WHAT YOU ARE ASKED TO DO: Where a line of the listing below includes the word "styles", reproduce that line.
** begin MATERIAL FOR THE TASK **
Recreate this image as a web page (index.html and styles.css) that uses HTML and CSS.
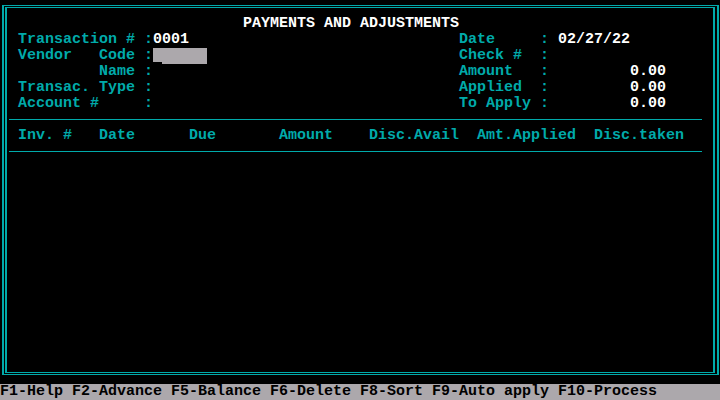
FILE: index.html
```html
<!DOCTYPE html>
<html lang="en">
<head>
  <meta charset="UTF-8">
  <meta name="viewport" content="width=device-width, initial-scale=1.0">
  <title>Payments and Adjustments</title>
  <link rel="stylesheet" href="styles.css">
</head>
<body>

  <div class="screen">
    <div class="frame">
      <div class="panel">
        <h1 class="title">PAYMENTS AND ADJUSTMENTS</h1>

        <div class="head">
          <div class="fields left">
            <div class="row"><span class="lbl">Transaction #</span><span class="lbl">:</span><span class="val">0001</span></div>
            <div class="row"><span class="lbl">Vendor   Code</span><span class="lbl">:</span><span class="input"><span class="cursor"></span></span></div>
            <div class="row"><span class="lbl">         Name</span><span class="lbl">:</span><span class="val"></span></div>
            <div class="row"><span class="lbl">Transac. Type</span><span class="lbl">:</span><span class="val"></span></div>
            <div class="row"><span class="lbl">Account #</span><span class="lbl">:</span><span class="val"></span></div>
          </div>
          <div class="fields right">
            <div class="row"><span class="lbl">Date</span><span class="lbl">:</span><span class="val date">02/27/22</span></div>
            <div class="row"><span class="lbl">Check #</span><span class="lbl">:</span><span class="val"></span></div>
            <div class="row"><span class="lbl">Amount</span><span class="lbl">:</span><span class="val num">0.00</span></div>
            <div class="row"><span class="lbl">Applied</span><span class="lbl">:</span><span class="val num">0.00</span></div>
            <div class="row"><span class="lbl">To Apply</span><span class="lbl">:</span><span class="val num">0.00</span></div>
          </div>
        </div>

        <div class="rule"></div>
        <div class="cols">
          <span>Inv. #</span>
          <span>Date</span>
          <span>Due</span>
          <span>Amount</span>
          <span>Disc.Avail</span>
          <span>Amt.Applied</span>
          <span>Disc.taken</span>
        </div>
        <div class="rule"></div>
      </div>
    </div>

    <div class="keys">F1-Help F2-Advance F5-Balance F6-Delete F8-Sort F9-Auto apply F10-Process</div>
  </div>

</body>
</html>
```

FILE: styles.css
```css
body{
  margin:0;background:#000;
  font-family:"Liberation Mono","DejaVu Sans Mono",monospace;
  font-size:15px;line-height:16px;font-weight:bold;
}
.screen{width:720px;height:400px;overflow:hidden}

/* double line box */
.frame{
  margin:5px 1px 9px 2px;padding:1px 2px 1px 1px;
  border:solid #00aaaa;border-width:1px 2px;
}
.panel{
  box-sizing:border-box;height:366px;padding:8px 0 0 2px;
  border:solid #00aaaa;border-width:1px 2px;
}

.title{margin:0;padding-left:26ch;font-size:15px;line-height:16px;color:#fff;font-weight:bold}

.head{display:flex;padding-left:1ch}
.fields.left{width:49ch}
.row{display:grid;height:16px}
.left .row{grid-template-columns:14ch 1ch 6ch}
.right .row{grid-template-columns:9ch 1ch 13ch}
.lbl{color:#00aaaa;white-space:pre}
.val{color:#fff}
.date{padding-left:1ch}
.num{text-align:right}
.input{background:#aca8ac;height:16px}
.cursor{display:block;width:1ch;height:16px;box-shadow:inset 0 -2px 0 #000}

.rule{width:77ch;margin:7px 0 8px;border-top:1px solid #00aaaa}
.cols{
  display:grid;grid-template-columns:9ch 10ch 10ch 10ch 12ch 13ch auto;
  padding-left:1ch;color:#00aaaa;height:16px;
}

.keys{height:16px;background:#aca8ac;color:#000;white-space:pre}
```
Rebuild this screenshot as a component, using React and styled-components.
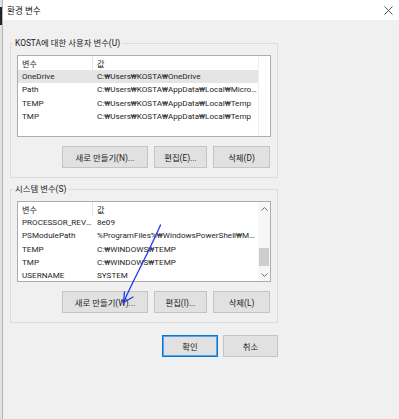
import React from 'react'
import styled, { createGlobalStyle } from 'styled-components'

const userVars = [
  ['OneDrive', 'C:₩Users₩KOSTA₩OneDrive'],
  ['Path', 'C:₩Users₩KOSTA₩AppData₩Local₩Microsoft₩WindowsApps;'],
  ['TEMP', 'C:₩Users₩KOSTA₩AppData₩Local₩Temp'],
  ['TMP', 'C:₩Users₩KOSTA₩AppData₩Local₩Temp'],
]

const systemVars = [
  ['PROCESSOR_REVISION', '8e09'],
  ['PSModulePath', '%ProgramFiles%₩WindowsPowerShell₩Modules;'],
  ['TEMP', 'C:₩WINDOWS₩TEMP'],
  ['TMP', 'C:₩WINDOWS₩TEMP'],
  ['USERNAME', 'SYSTEM'],
]

export default function App() {
  return (
    <Page>
      <GlobalStyle />
      <Edge>
        <EdgeDark />
      </Edge>
      <Window>
        <TitleBar>
          <span>환경 변수</span>
          <svg width="9" height="9" viewBox="0 0 9 9">
            <path d="M0.5 0.5 L8.5 8.5 M8.5 0.5 L0.5 8.5" stroke="#444" strokeWidth="0.9" />
          </svg>
        </TitleBar>
        <Content>
          <Group>
            <Legend>KOSTA에 대한 사용자 변수(U)</Legend>
            <VarList $height={82}>
              <VarTable>
                <HeaderRow>
                  <HeadCell $divider>변수</HeadCell>
                  <HeadCell>값</HeadCell>
                </HeaderRow>
                {userVars.map(([k, v], i) => (
                  <Row key={k} $selected={i === 0}>
                    <Cell>{k}</Cell>
                    <Cell>{v}</Cell>
                  </Row>
                ))}
              </VarTable>
              <Side />
            </VarList>
            <Buttons>
              <Button $w={86}>새로 만들기(N)...</Button>
              <Button $w={53}>편집(E)...</Button>
              <Button $w={57}>삭제(D)</Button>
            </Buttons>
          </Group>

          <Group $gap>
            <Legend>시스템 변수(S)</Legend>
            <VarList $height={81}>
              <VarTable>
                <HeaderRow>
                  <HeadCell $divider>변수</HeadCell>
                  <HeadCell>값</HeadCell>
                </HeaderRow>
                {systemVars.map(([k, v]) => (
                  <Row key={k}>
                    <Cell>{k}</Cell>
                    <Cell>{v}</Cell>
                  </Row>
                ))}
              </VarTable>
              <Scrollbar>
                <Arrow>
                  <svg width="7" height="4" viewBox="0 0 7 4">
                    <path d="M0.5 3.5 L3.5 0.6 L6.5 3.5" fill="none" stroke="#606060" strokeWidth="0.9" />
                  </svg>
                </Arrow>
                <Track>
                  <Thumb $offset={33} $size={18} />
                </Track>
                <Arrow>
                  <svg width="7" height="4" viewBox="0 0 7 4">
                    <path d="M0.5 0.5 L3.5 3.4 L6.5 0.5" fill="none" stroke="#606060" strokeWidth="0.9" />
                  </svg>
                </Arrow>
              </Scrollbar>
            </VarList>
            <Buttons>
              <Button $w={86}>새로 만들기(W)...</Button>
              <Button $w={53}>편집(I)...</Button>
              <Button $w={57}>삭제(L)</Button>
            </Buttons>
          </Group>

          <Footer>
            <Button $w={56} $primary>확인</Button>
            <Button $w={55}>취소</Button>
          </Footer>
        </Content>
      </Window>

      <Scribble width="399" height="419" viewBox="0 0 399 419">
        <path
          d="M160.5 225 C 154 240 146 256 139 270 C 133 282 128 292 123.5 302.5"
          fill="none" stroke="#2236f2" strokeWidth="1.3" strokeLinecap="round"
        />
        <path
          d="M123.5 302.5 L133 297 M123.5 302.5 L124.5 292"
          fill="none" stroke="#2236f2" strokeWidth="1.3" strokeLinecap="round"
        />
      </Scribble>
    </Page>
  )
}

const GlobalStyle = createGlobalStyle`
  html, body {
    margin: 0;
    padding: 0;
    background: #f0f0f0;
  }
  body {
    font-family: Roboto, "DejaVu Sans", "Noto Sans CJK KR", sans-serif;
    font-size: 8.4px;
    color: #1e1e1e;
  }
`

const Page = styled.div`
  position: relative;
  display: flex;
  width: 399px;
  height: 419px;
  overflow: hidden;
  background: #f0f0f0;
`

const Edge = styled.div`
  width: 2px;
  background: #e2e2e2;
  border-right: 1px solid #b4b4b4;
`

const EdgeDark = styled.div`
  margin-top: 7px;
  height: 18px;
  background: #1c2530;
`

const Window = styled.div`
  flex: 1;
  display: flex;
  flex-direction: column;
`

const TitleBar = styled.div`
  height: 20px;
  background: #fff;
  display: flex;
  align-items: center;
  justify-content: space-between;
  padding: 0 6px 0 4px;
  font-size: 8.6px;
  color: #111;
`

const Content = styled.div`
  display: flex;
  flex-direction: column;
  padding: 17px 0 0 7px;
`

const Group = styled.fieldset`
  width: 268px;
  box-sizing: border-box;
  margin: ${p => (p.$gap ? '5px' : '0')} 0 0;
  padding: 6px 6px 9px;
  border: 1px solid #dcdcdc;
  min-width: 0;
`

const Legend = styled.legend`
  margin-left: -4px;
  padding: 0 2px;
  line-height: 12px;
  color: #222;
`

const VarList = styled.div`
  display: flex;
  height: ${p => p.$height}px;
  box-sizing: border-box;
  border: 1px solid #acacac;
  background: #fff;
  overflow: hidden;
  font-size: 8.1px;
`

const VarTable = styled.div`
  width: 240px;
  display: flex;
  flex-direction: column;
`

const HeaderRow = styled.div`
  display: grid;
  grid-template-columns: 75px 1fr;
  height: 14px;
  flex-shrink: 0;
`

const HeadCell = styled.div`
  display: flex;
  align-items: center;
  padding-left: 4px;
  border-right: ${p => (p.$divider ? '1px solid #e5e5e5' : 'none')};
`

const Row = styled.div`
  display: grid;
  grid-template-columns: 75px 1fr;
  height: 13.33px;
  flex-shrink: 0;
  background: ${p => (p.$selected ? '#e5e5e5' : 'transparent')};
`

const Cell = styled.div`
  padding: 0 1px 0 4px;
  min-width: 0;
  line-height: 13.33px;
  overflow: hidden;
  white-space: nowrap;
  text-overflow: ellipsis;
`

const Side = styled.div`
  flex: 1;
  border-left: 1px solid #f0f0f0;
`

const Scrollbar = styled.div`
  flex: 1;
  display: flex;
  flex-direction: column;
  background: #f7f7f7;
`

const Arrow = styled.div`
  height: 13px;
  display: flex;
  align-items: center;
  justify-content: center;
  flex-shrink: 0;
`

const Track = styled.div`
  flex: 1;
  display: flex;
  flex-direction: column;
  align-items: center;
`

const Thumb = styled.div`
  margin-top: ${p => p.$offset}px;
  width: 10px;
  height: ${p => p.$size}px;
  background: #cdcdcd;
`

const Buttons = styled.div`
  display: flex;
  justify-content: flex-end;
  gap: 6px;
  margin-top: 9px;
  padding-right: 1px;
`

const Button = styled.div`
  width: ${p => p.$w}px;
  height: 22px;
  box-sizing: border-box;
  display: flex;
  align-items: center;
  justify-content: center;
  background: #e1e1e1;
  border: 1px solid ${p => (p.$primary ? '#0078d7' : '#c4c4c4')};
  box-shadow: ${p => (p.$primary ? 'inset 0 0 0 1px #5aa3e6' : 'none')};
  color: #222;
  white-space: nowrap;
`

const Footer = styled.div`
  width: 268px;
  display: flex;
  justify-content: flex-end;
  gap: 5px;
  margin-top: 12px;
`

const Scribble = styled.svg`
  position: absolute;
  left: 0;
  top: 0;
  pointer-events: none;
`
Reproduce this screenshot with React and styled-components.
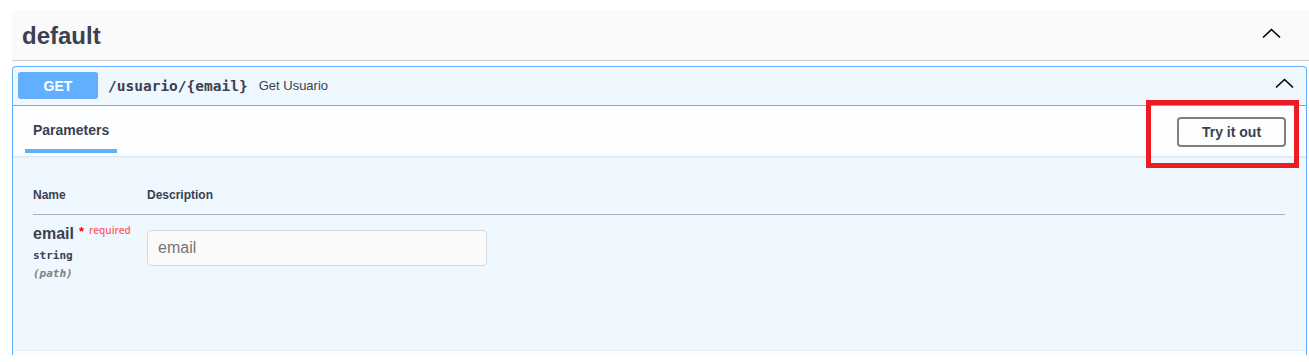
** end MATERIAL FOR THE TASK **
SOLUTION TO THE PROBLEM:
Recreate this image as a web page (index.html and styles.css) that uses HTML and CSS.
  <link rel="stylesheet" href="styles.css">
FILE: styles.css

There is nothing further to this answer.